Рабби Цвек и Белла переглянулись. Им хотелось поделиться переживаниями, но оба знали, что рассказывать больнее, чем молчать, и каждый стремился избавить другого от этой боли. Поэтому они начали одновременно, а потом заговорили наперебой. Так вышло, что рассказывали они скорее не о болезни Нормана, а о своих страданиях, и это тоже привязывало Эстер к ее возвращению. Ей было неловко, что она не принимала в этом участия. Она жалела Нормана, но их страдания трогали ее сильнее, и она представила, как после ее ухода отец с матерью, Белла и Норман сидели за этим же столом. Она столько раз видела, как они сидят здесь, она догадывалась, как они переживали. Но лишь сейчас сердце ее разболелось из-за того, что она сделала.
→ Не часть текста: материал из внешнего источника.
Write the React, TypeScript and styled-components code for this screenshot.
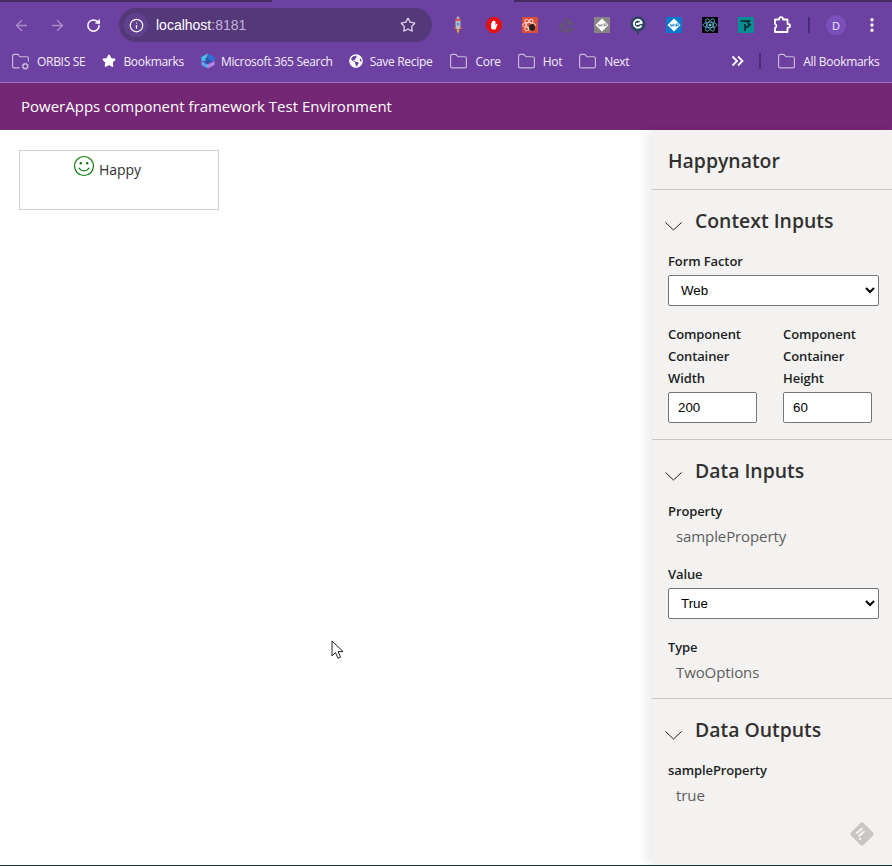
import React from "react";
import styled, { createGlobalStyle } from "styled-components";
import { ArrowLeft, ArrowRight, EllipsisVertical, Folder, FolderCog, Info, Recycle, RotateCw, Star } from "lucide-react";
import { FaGlobeAmericas } from "react-icons/fa";

const GlobalStyle = createGlobalStyle`
  html, body {
    margin: 0;
    padding: 0;
    background: #fff;
  }
  * {
    box-sizing: border-box;
  }
`;

const Page = styled.div`
  position: relative;
  display: flex;
  flex-direction: column;
  width: 892px;
  height: 866px;
  overflow: hidden;
  font-family: "Open Sans", "Noto Sans", sans-serif;
`;

const Chrome = styled.div`
  height: 83px;
  background: #6d41a1;
  border-bottom: 1px solid #9579bd;
  display: flex;
  flex-direction: column;
`;

const TabStrip = styled.div`
  height: 2px;
  display: flex;
  justify-content: space-between;
  flex: none;
`;

const TabEdge = styled.div<{ $width: number }>`
  height: 2px;
  width: ${({ $width }) => $width}px;
  background: #46295f;
`;

const ToolRow = styled.div`
  height: 34px;
  margin-top: 6px;
  display: flex;
  align-items: center;
  flex: none;
`;

const NavButton = styled.div<{ $dim?: boolean }>`
  width: 36px;
  height: 34px;
  display: flex;
  align-items: center;
  justify-content: center;
  color: ${({ $dim }) => ($dim ? "#a88dc9" : "#ffffff")};
`;

const NavGroup = styled.div`
  display: flex;
  margin-left: 3px;
`;

const Omnibox = styled.div`
  width: 313px;
  height: 34px;
  margin-left: 8px;
  border-radius: 17px;
  background: #55387a;
  display: flex;
  align-items: center;
  padding: 0 16px 0 5px;
`;

const SiteInfo = styled.div`
  width: 24px;
  height: 24px;
  border-radius: 50%;
  background: #63408f;
  color: #fff;
  display: flex;
  align-items: center;
  justify-content: center;
`;

const Url = styled.div`
  margin-left: 8px;
  flex: 1;
  font-family: "Liberation Sans", sans-serif;
  font-size: 14px;
  color: #ffffff;
  span {
    color: #c3b3d8;
  }
`;

const Extensions = styled.div`
  display: flex;
  align-items: center;
  margin-left: 8px;
`;

const ExtSlot = styled.div`
  width: 36px;
  height: 34px;
  display: flex;
  align-items: center;
  justify-content: center;
  color: #fff;
`;

const Avatar = styled.div`
  width: 20px;
  height: 20px;
  margin-right: 8px;
  border-radius: 50%;
  background: #7a50bd;
  color: #f1eafa;
  font-size: 11px;
  display: flex;
  align-items: center;
  justify-content: center;
`;

const ToolDivider = styled.div`
  width: 2px;
  height: 16px;
  background: #4c2d75;
  margin: 0 16px 0 8px;
`;

const BookmarkRow = styled.div`
  height: 38px;
  display: flex;
  align-items: center;
  padding-left: 11px;
  flex: none;
`;

const Bookmark = styled.div<{ $gap?: number; $after?: number }>`
  display: flex;
  align-items: center;
  flex: none;
  gap: ${({ $gap }) => $gap ?? 7}px;
  margin-right: ${({ $after }) => $after ?? 16}px;
  font-size: 12px;
  letter-spacing: -0.3px;
  color: #f4eefb;
  white-space: nowrap;
  svg {
    flex: none;
  }
`;

const BarSpacer = styled.div`
  width: 85px;
  flex: none;
`;

const OverflowChevrons = styled.svg`
  flex: none;
`;

const BarDivider = styled.div`
  width: 2px;
  height: 16px;
  flex: none;
  background: #4c2d75;
  margin: 0 16px 0 14px;
`;

const AppHeader = styled.header`
  height: 47px;
  background: #742774;
  color: #fff;
  font-size: 15px;
  display: flex;
  align-items: center;
  padding: 0 0 2px 21px;
  flex: none;
`;

const Body = styled.div`
  flex: 1;
  display: flex;
  min-height: 0;
  border-bottom: 1px solid #1d3b36;
`;

const Canvas = styled.main`
  flex: 1;
  padding: 20px 19px;
`;

const ControlBox = styled.div`
  width: 200px;
  height: 60px;
  border: 1px solid #d0d0d0;
  display: flex;
  align-items: flex-start;
  padding: 4px 0 0 53px;
  gap: 4px;
  color: #323130;
  font-size: 14px;
  line-height: 26px;
`;

const HappyText = styled.span`
  margin-top: 2px;
  letter-spacing: -0.05px;
`;

const SidePanel = styled.aside`
  width: 240px;
  background: #f3f2f1;
  box-shadow: -6px 0 10px rgba(0, 0, 0, 0.07);
  position: relative;
`;

const PanelTitle = styled.h1`
  margin: 0;
  height: 60px;
  padding: 18px 16px 0;
  font-size: 19.4px;
  line-height: 26px;
  font-weight: 600;
  color: #323130;
  border-bottom: 1px solid #c8c6c4;
`;

const Section = styled.section<{ $divided?: boolean }>`
  padding: 0 0 0 16px;
  border-bottom: ${({ $divided }) => ($divided ? "1px solid #c8c6c4" : "none")};
`;

const SectionHead = styled.div`
  height: 60px;
  padding-top: 2px;
  display: flex;
  align-items: center;
  margin-left: -3px;
  gap: 13px;
  color: #323130;
`;

const Chevron = styled.svg`
  margin-top: 10px;
  flex: none;
`;

const SectionTitle = styled.h2`
  margin: 0;
  font-size: 19.4px;
  line-height: 26px;
  font-weight: 600;
`;

const FieldLabel = styled.div`
  font-size: 13px;
  line-height: 22px;
  font-weight: 600;
  letter-spacing: -0.1px;
  color: #201f1e;
`;

const FieldValue = styled.div`
  font-size: 15px;
  line-height: 26px;
  padding: 1px 0 0 8px;
  letter-spacing: -0.1px;
  color: #605e5c;
`;

const Picker = styled.select`
  display: block;
  width: 211px;
  height: 31px;
  margin: 3px 0 0;
  padding: 0 8px;
  font-family: "Liberation Sans", sans-serif;
  font-size: 13.33px;
  color: #000;
  background: #fff;
  border: 1px solid #767676;
  border-radius: 2px;
`;

const SizeGrid = styled.div`
  display: grid;
  grid-template-columns: 89px 89px;
  column-gap: 26px;
  margin-top: 17px;
  padding-bottom: 16px;
`;

const NumberInput = styled.input`
  display: block;
  width: 89px;
  height: 31px;
  margin-top: 3px;
  padding: 0 9px;
  font-family: "Liberation Sans", sans-serif;
  font-size: 13.33px;
  color: #000;
  background: #fff;
  border: 1px solid #767676;
  border-radius: 2px;
`;

const Field = styled.div<{ $top?: number; $bottom?: number }>`
  margin-top: ${({ $top }) => $top ?? 0}px;
  padding-bottom: ${({ $bottom }) => $bottom ?? 0}px;
`;

const FeedbackIcon = styled.svg`
  position: absolute;
  right: 18px;
  bottom: 19px;
`;

const Pointer = styled.svg`
  position: absolute;
  left: 331px;
  top: 640px;
`;

const SectionChevron = () => (
  <Chevron width="17" height="9" viewBox="0 0 17 9" fill="none" stroke="#201f1e" strokeWidth="1">
    <polyline points="0.500,0.500 8.500,8 16.500,0.500" />
  </Chevron>
);

const RocketIcon = () => (
  <svg width="16" height="20" viewBox="0 0 16 20">
    <path d="M8 1c2 2 2.500 4 2.500 6v7h-5V7C5.500 5 6 3 8 1z" fill="#b9bfc7" />
    <path d="M6 3.500h4V6H6z" fill="#d9534a" />
    <circle cx="8" cy="9" r="1.500" fill="#5a9bd5" />
    <path d="M5.500 10L3.500 14h2zM10.500 10l2 4h-2z" fill="#c9503f" />
    <path d="M6.500 14.500h3L8 19z" fill="#f2b01e" />
  </svg>
);

const StopIcon = () => (
  <svg width="16" height="16" viewBox="0 0 16 16">
    <path d="M5 0h6l5 5v6l-5 5H5l-5-5V5z" fill="#e60f12" />
    <path d="M5 11V6.500c0-.8 1-.8 1 0V4.500c0-.8 1.100-.8 1.100 0V4c0-.8 1.200-.8 1.200 0v.5c0-.8 1.200-.8 1.200 0V8l1-1c.7-.6 1.400 0 .9.700L9.500 12.500H6.500z" fill="#fff" />
  </svg>
);

const BugAtomIcon = () => (
  <svg width="16" height="16" viewBox="0 0 16 16">
    <rect width="16" height="16" fill="#d94f3a" />
    <g fill="none" stroke="#f9d9d2" strokeWidth="0.9">
      <ellipse cx="7" cy="8" rx="6.500" ry="2.500" />
      <ellipse cx="7" cy="8" rx="6.500" ry="2.500" transform="rotate(60 7 8)" />
      <ellipse cx="7" cy="8" rx="6.500" ry="2.500" transform="rotate(120 7 8)" />
    </g>
    <ellipse cx="10" cy="10.500" rx="3" ry="3.500" fill="#2a2020" />
  </svg>
);

const WipIcon = ({ bg, fg }: { bg: string; fg: string }) => (
  <svg width="16" height="16" viewBox="0 0 16 16">
    <rect width="16" height="16" fill={bg} />
    <path d="M8 1.500L14.500 8 8 14.500 1.500 8z" fill={fg} />
    <path d="M4 6.800l1 2.600 1-2 1 2 1-2.600M9 6.800v2.600M10.500 9.400V6.800h1.500a.8.800 0 0 1 0 1.700h-1.500" fill="none" stroke={bg} strokeWidth="0.8" />
  </svg>
);

const EslintIcon = () => (
  <svg width="16" height="18" viewBox="0 0 16 18">
    <circle cx="8" cy="8" r="7.500" fill="#2b4560" />
    <path d="M7 15h2v3H7z" fill="#2b4560" />
    <path d="M11.500 9.500A4 4 0 1 1 11.800 6.800L6.300 8.500M6 8.200l5.500-1.700" fill="none" stroke="#fff" strokeWidth="1.800" />
  </svg>
);

const ReactIcon = () => (
  <svg width="16" height="16" viewBox="0 0 16 16">
    <rect width="16" height="16" fill="#000" />
    <g fill="none" stroke="#62b8d6" strokeWidth="0.8">
      <ellipse cx="8" cy="8" rx="7" ry="2.800" />
      <ellipse cx="8" cy="8" rx="7" ry="2.800" transform="rotate(60 8 8)" />
      <ellipse cx="8" cy="8" rx="7" ry="2.800" transform="rotate(120 8 8)" />
    </g>
    <circle cx="8" cy="8" r="1.500" fill="#62b8d6" />
  </svg>
);

const TealIcon = () => (
  <svg width="16" height="16" viewBox="0 0 16 16">
    <rect width="16" height="16" fill="#068e95" />
    <path d="M2.500 4h10M6 4c3 0 5 1 5 3.500S8.500 11 6.500 10M7 7v7M10 8.500l3-1" fill="none" stroke="#14262a" strokeWidth="1.600" />
  </svg>
);

const ExtensionsPuzzle = () => (
  <svg width="18" height="18" viewBox="0 0 18 18" fill="none" stroke="#fff" strokeWidth="1.800" strokeLinejoin="round">
    <path d="M2 3.500h4.200V3a1.900 1.900 0 0 1 3.800 0v.5h4.500V8h.7a1.800 1.800 0 0 1 0 3.600h-.7V16H2v-4.200a2 2 0 0 0 0-3.800z" />
  </svg>
);

const MicrosoftSearchIcon = () => (
  <svg width="16" height="16" viewBox="0 0 16 16">
    <path d="M8 0.500L14.500 4v4H8z" fill="#2f6fd0" />
    <path d="M8 0.500L1.500 4v4h4z" fill="#45c3e6" />
    <path d="M1.500 8v4L8 15.500V11.500z" fill="#5fa8ec" />
    <path d="M8 11.500v4L14.500 12V8z" fill="#b184e6" />
    <path d="M5.500 4.500L12 8 5.500 11.500z" fill="#2458b8" />
  </svg>
);

const FeedbackMark = () => (
  <FeedbackIcon width="24" height="24" viewBox="0 0 24 24">
    <path d="M10.300 1.200a2.400 2.400 0 0 1 3.400 0l9.100 9.100a2.400 2.400 0 0 1 0 3.400l-9.100 9.100a2.400 2.400 0 0 1-3.400 0l-9.100-9.100a2.400 2.400 0 0 1 0-3.400z" fill="#c8c6c4" />
    <path d="M6.800 11l5.400-4.500M9.200 13.600l4.800-3.800" fill="none" stroke="#f3f2f1" strokeWidth="2" strokeLinecap="round" />
    <circle cx="10" cy="16.800" r="1.300" fill="#f3f2f1" />
  </FeedbackIcon>
);

const folderIcon = <Folder size={19} strokeWidth={1.5} color="#c6bad6" />;

const extensionIcons = [
  <RocketIcon key="rocket" />,
  <StopIcon key="stop" />,
  <BugAtomIcon key="bug" />,
  <Recycle key="recycle" size={17} strokeWidth={2.2} color="#5d5d62" />,
  <WipIcon key="wip-gray" bg="#858585" fg="#ffffff" />,
  <EslintIcon key="eslint" />,
  <WipIcon key="wip-blue" bg="#0a78cf" fg="#ffffff" />,
  <ReactIcon key="react" />,
  <TealIcon key="teal" />,
  <ExtensionsPuzzle key="puzzle" />,
];

export default function App() {
  return (
    <Page>
      <GlobalStyle />
      <Chrome>
        <TabStrip>
          <TabEdge $width={272} />
          <TabEdge $width={378} />
        </TabStrip>
        <ToolRow>
          <NavGroup>
            <NavButton $dim>
              <ArrowLeft size={17} strokeWidth={2} />
            </NavButton>
            <NavButton $dim>
              <ArrowRight size={17} strokeWidth={2} />
            </NavButton>
            <NavButton>
              <RotateCw size={15} strokeWidth={2.4} />
            </NavButton>
          </NavGroup>
          <Omnibox>
            <SiteInfo>
              <Info size={15} strokeWidth={2} />
            </SiteInfo>
            <Url>
              localhost<span>:8181</span>
            </Url>
            <Star size={16} strokeWidth={2} color="#d9cfe6" />
          </Omnibox>
          <Extensions>
            {extensionIcons.map((icon, index) => (
              <ExtSlot key={index}>{icon}</ExtSlot>
            ))}
            <ToolDivider />
            <Avatar>D</Avatar>
            <ExtSlot>
              <EllipsisVertical size={18} strokeWidth={2.6} />
            </ExtSlot>
          </Extensions>
        </ToolRow>
        <BookmarkRow>
          <Bookmark $after={17}>
            <FolderCog size={19} strokeWidth={1.5} color="#c6bad6" />
            ORBIS SE
          </Bookmark>
          <Bookmark>
            <Star size={14} fill="#fff" color="#fff" />
            Bookmarks
          </Bookmark>
          <Bookmark $gap={5}>
            <MicrosoftSearchIcon />
            Microsoft 365 Search
          </Bookmark>
          <Bookmark $after={17}>
            <FaGlobeAmericas size={14} color="#fff" />
            Save Recipe
          </Bookmark>
          <Bookmark>{folderIcon}Core</Bookmark>
          <Bookmark>{folderIcon}Hot</Bookmark>
          <Bookmark>{folderIcon}Next</Bookmark>
          <BarSpacer />
          <OverflowChevrons width="15" height="12" viewBox="0 0 15 12" fill="none" stroke="#fff" strokeWidth="1.800">
            <path d="M2.500 1.500L7 6l-4.500 4.500M8 1.500L12.500 6 8 10.500" />
          </OverflowChevrons>
          <BarDivider />
          <Bookmark>{folderIcon}All Bookmarks</Bookmark>
        </BookmarkRow>
      </Chrome>
      <AppHeader>PowerApps component framework Test Environment</AppHeader>
      <Body>
        <Canvas>
          <ControlBox>
            <svg width="22" height="22" viewBox="0 0 22 22" fill="none" stroke="#107c10" strokeWidth="1.200">
              <circle cx="11" cy="11" r="9.500" />
              <path d="M5.800 12.800c2.400 4 8 4 10.400 0" />
              <circle cx="7.800" cy="8.300" r="0.700" fill="#107c10" />
              <circle cx="14.200" cy="8.300" r="0.700" fill="#107c10" />
            </svg>
            <HappyText>Happy</HappyText>
          </ControlBox>
        </Canvas>
        <SidePanel>
          <PanelTitle>Happynator</PanelTitle>
          <Section $divided>
            <SectionHead>
              <SectionChevron />
              <SectionTitle>Context Inputs</SectionTitle>
            </SectionHead>
            <FieldLabel>Form Factor</FieldLabel>
            <Picker defaultValue="Web">
              <option>Web</option>
              <option>Tablet</option>
              <option>Phone</option>
            </Picker>
            <SizeGrid>
              <div>
                <FieldLabel>Component Container Width</FieldLabel>
                <NumberInput defaultValue="200" />
              </div>
              <div>
                <FieldLabel>Component Container Height</FieldLabel>
                <NumberInput defaultValue="60" />
              </div>
            </SizeGrid>
          </Section>
          <Section $divided>
            <SectionHead>
              <SectionChevron />
              <SectionTitle>Data Inputs</SectionTitle>
            </SectionHead>
            <FieldLabel>Property</FieldLabel>
            <FieldValue>sampleProperty</FieldValue>
            <Field $top={14}>
              <FieldLabel>Value</FieldLabel>
              <Picker defaultValue="True">
                <option>True</option>
                <option>False</option>
              </Picker>
            </Field>
            <Field $top={17} $bottom={13}>
              <FieldLabel>Type</FieldLabel>
              <FieldValue>TwoOptions</FieldValue>
            </Field>
          </Section>
          <Section>
            <SectionHead>
              <SectionChevron />
              <SectionTitle>Data Outputs</SectionTitle>
            </SectionHead>
            <FieldLabel>sampleProperty</FieldLabel>
            <FieldValue>true</FieldValue>
          </Section>
          <FeedbackMark />
        </SidePanel>
      </Body>
      <Pointer width="14" height="20" viewBox="0 0 14 20">
        <path d="M1 1v15l3.500-3.400 2.500 5.600 2.600-1.100-2.500-5.500h5z" fill="#fff" stroke="#222" strokeWidth="1" />
      </Pointer>
    </Page>
  );
}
Она проклинала Нормана, который подбил ее на это: и ведь вся семья считала, что он ни при чем. Она часто представляла, как он читает им письмо, то письмо, которое сам же и продиктовал. Она представляла его поддельное изумление, его поддельное негодование, его поддельное горе. Как ему удалось примириться со смертью Давида, сознавал ли он, что отчасти сам в ней повинен? Она вспомнила о Джоне и поняла, что соскучилась по нему. Она его уже не любила. Сказать по правде, она разлюбила его давным-давно. Но брак их устоял, потому что обязан был устоять. Если бы он распался, смерть Давида обессмыслилась бы окончательно. Она целиком и полностью зависела от Джона, словно бремя ее вины было слишком тяжким, чтобы нести его в одиночку. Они годами делили горесть причиненного ими несчастья, в одиночку же она терялась и изнывала под этой ношей. Но если отец простит ее, она готова тут же оставить Джона, как была готова все эти годы, едва родители подали бы ей хоть малейшую надежду на примирение. А Джон, хоть и любил жену всей душой, отпустил бы ее ради ее же покоя. Но мать умерла, даже не прошептав ее имени, так что придется ей согласиться на половину прощения. Мать не знала, как всё было на самом деле. И отец. Все случилось совсем не так, как они полагали: она-де сбежала тайком, потому что вышла за чужака. На самом деле Эстер ушла из дома еще незамужней. Нет, всё случилось вовсе не так грубо, да и не так стремительно. Это началось за несколько лет до того, как родители обо всём узнали.